This year I hope to bring the project to a level such that people brand new to
programming can go from hello world to completing their first games and simple
web apps. I aim to make the project section useful for experienced programmers
who want a clear explanation of how to build interesting projects in Python.

It's on github:
[http://github.com/ehmatthes/intro_programming](http://github.com/ehmatthes/intro_programming)

------
zachlatta
I worked on Football Heroes, our first iOS application. It's an arcade
football games for mobile devices. We're really excited by the progress it's
made in the store so far. We currently have over 800,000 downloads and have
been in the top 5 overall. We're looking forward to seeing where we will take
it in the future!

[https://itunes.apple.com/us/app/football-
heroes/id543009156?...](https://itunes.apple.com/us/app/football-
heroes/id543009156?mt=8)

------
mahadazad
I made many full fledged website scripts this year. Which are very unique.

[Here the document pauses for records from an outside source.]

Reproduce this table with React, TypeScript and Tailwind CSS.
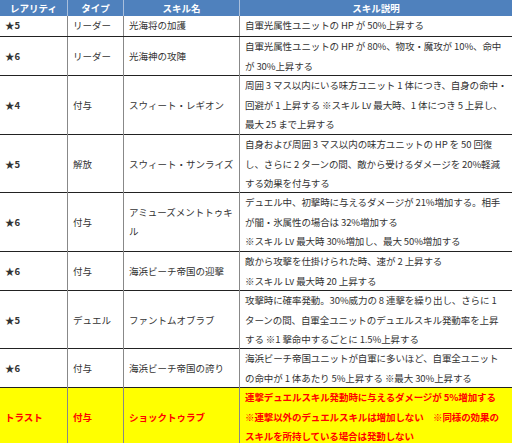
import React from "react";

type Row = {
  h: string;
  rarity: string;
  type: string;
  name: React.ReactNode;
  desc: string[];
  hl?: boolean;
};

const rows: Row[] = [
  { h: "h-[21px]", rarity: "★5", type: "リーダー", name: "光海将の加護", desc: ["自軍光属性ユニットの HP が 50%上昇する"] },
  { h: "h-[39px]", rarity: "★6", type: "リーダー", name: "光海神の攻陣", desc: ["自軍光属性ユニットの HP が 80%、物攻・魔攻が 10%、命中", "が 30%上昇する"] },
  { h: "h-[59px]", rarity: "★4", type: "付与", name: "スウィート・レギオン", desc: ["周囲 3 マス以内にいる味方ユニット 1 体につき、自身の命中・", "回避が 1 上昇する ※スキル Lv 最大時、1 体につき 5 上昇し、", "最大 25 まで上昇する"] },
  { h: "h-[58px]", rarity: "★5", type: "解放", name: "スウィート・サンライズ", desc: ["自身および周囲 3 マス以内の味方ユニットの HP を 50 回復", "し、さらに 2 ターンの間、敵から受けるダメージを 20%軽減", "する効果を付与する"] },
  { h: "h-[59px]", rarity: "★6", type: "付与", name: (<>アミューズメントトゥキ<br />ル</>), desc: ["デュエル中、初撃時に与えるダメージが 21%増加する。相手", "が闇・氷属性の場合は 32%増加する", "※スキル Lv 最大時 30%増加し、最大 50%増加する"] },
  { h: "h-[39px]", rarity: "★6", type: "付与", name: "海浜ビーチ帝国の迎撃", desc: ["敵から攻撃を仕掛けられた時、速が 2 上昇する", "※スキル Lv 最大時 20 上昇する"] },
  { h: "h-[58px]", rarity: "★5", type: "デュエル", name: "ファントムオブラブ", desc: ["攻撃時に確率発動。30%威力の 8 連撃を繰り出し、さらに 1", "ターンの間、自軍全ユニットのデュエルスキル発動率を上昇", "する ※1 撃命中するごとに 1.5%上昇する"] },
  { h: "h-[39px]", rarity: "★6", type: "付与", name: "海浜ビーチ帝国の誇り", desc: ["海浜ビーチ帝国ユニットが自軍に多いほど、自軍全ユニット", "の命中が 1 体あたり 5%上昇する ※最大 30%上昇する"] },
  { h: "h-[58px]", rarity: "トラスト", type: "付与", name: "ショックトゥラブ", desc: ["連撃デュエルスキル発動時に与えるダメージが 5%増加する", "※連撃以外のデュエルスキルは増加しない　※同様の効果の", "スキルを所持している場合は発動しない"], hl: true },
];

export default function App() {
  return (
    <div
      className="w-[512px] h-[443px] overflow-hidden bg-white text-[9.5px] leading-[19.5px] text-[#333]"
      style={{ fontFamily: '"Noto Sans CJK JP", "Noto Sans", sans-serif' }}
    >
      <div className="grid grid-cols-[68px_56px_116px_272px] h-[16px] bg-[#4f81bd] text-white font-bold leading-[16px]">
        <div className="text-center border-r border-[#a9bfdc]">レアリティ</div>
        <div className="text-center border-r border-[#a9bfdc]">タイプ</div>
        <div className="text-center border-r border-[#a9bfdc]">スキル名</div>
        <div className="text-center">スキル説明</div>
      </div>
      {rows.map((r, i) => (
        <div
          key={i}
          className={`grid grid-cols-[68px_56px_116px_272px] ${r.h} ${i < rows.length - 1 ? "border-b border-[#222]" : ""} ${r.hl ? "bg-[#ffff00] text-[#ff0000] font-bold" : ""}`}
        >
          <div className="flex items-center pl-[5px] border-r border-[#888] font-bold whitespace-nowrap">{r.rarity}</div>
          <div className="flex items-center pl-[5px] border-r border-[#888] whitespace-nowrap">{r.type}</div>
          <div className="flex items-center pl-[5px] border-r border-[#888] whitespace-nowrap">
            <div>{r.name}</div>
          </div>
          <div className="flex flex-col justify-center pl-[5px] whitespace-nowrap tracking-[-0.1px]">
            {r.desc.map((d, j) => (
              <div key={j}>{d}</div>
            ))}
          </div>
        </div>
      ))}
    </div>
  );
}
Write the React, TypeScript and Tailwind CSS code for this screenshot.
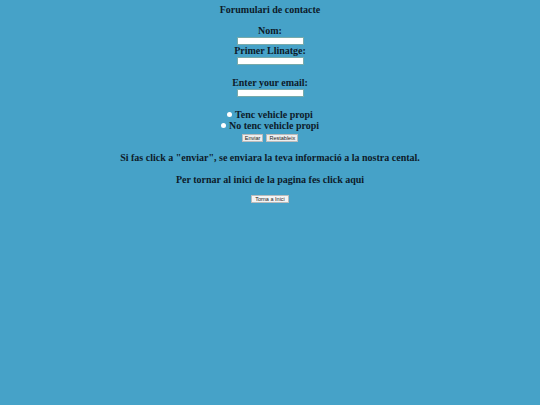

[http://www.mememakerscript.com](http://www.mememakerscript.com)
[http://www.customqrscript.com](http://www.customqrscript.com)
[http://demo.pinscriptpro.com](http://demo.pinscriptpro.com)

have a look

------
mcarrano
I did not have the opportunity to work on my own projects much this year.

I am going into 2014 strong as I just released an Android application that I
will continue to improve in the coming months...

[https://github.com/michaelcarrano/seven_minute_workout_andro...](https://github.com/michaelcarrano/seven_minute_workout_android)

------
krapp
almost everything I made is here:
[https://github.com/kennethrapp](https://github.com/kennethrapp)

and here
[http://profiles.wordpress.org/kennethrapp/](http://profiles.wordpress.org/kennethrapp/)

and here is an example of something i've been messing with this all semester:
[http://precis.gopagoda.com?url=https://news.ycombinator.com/...](http://precis.gopagoda.com?url=https://news.ycombinator.com/news)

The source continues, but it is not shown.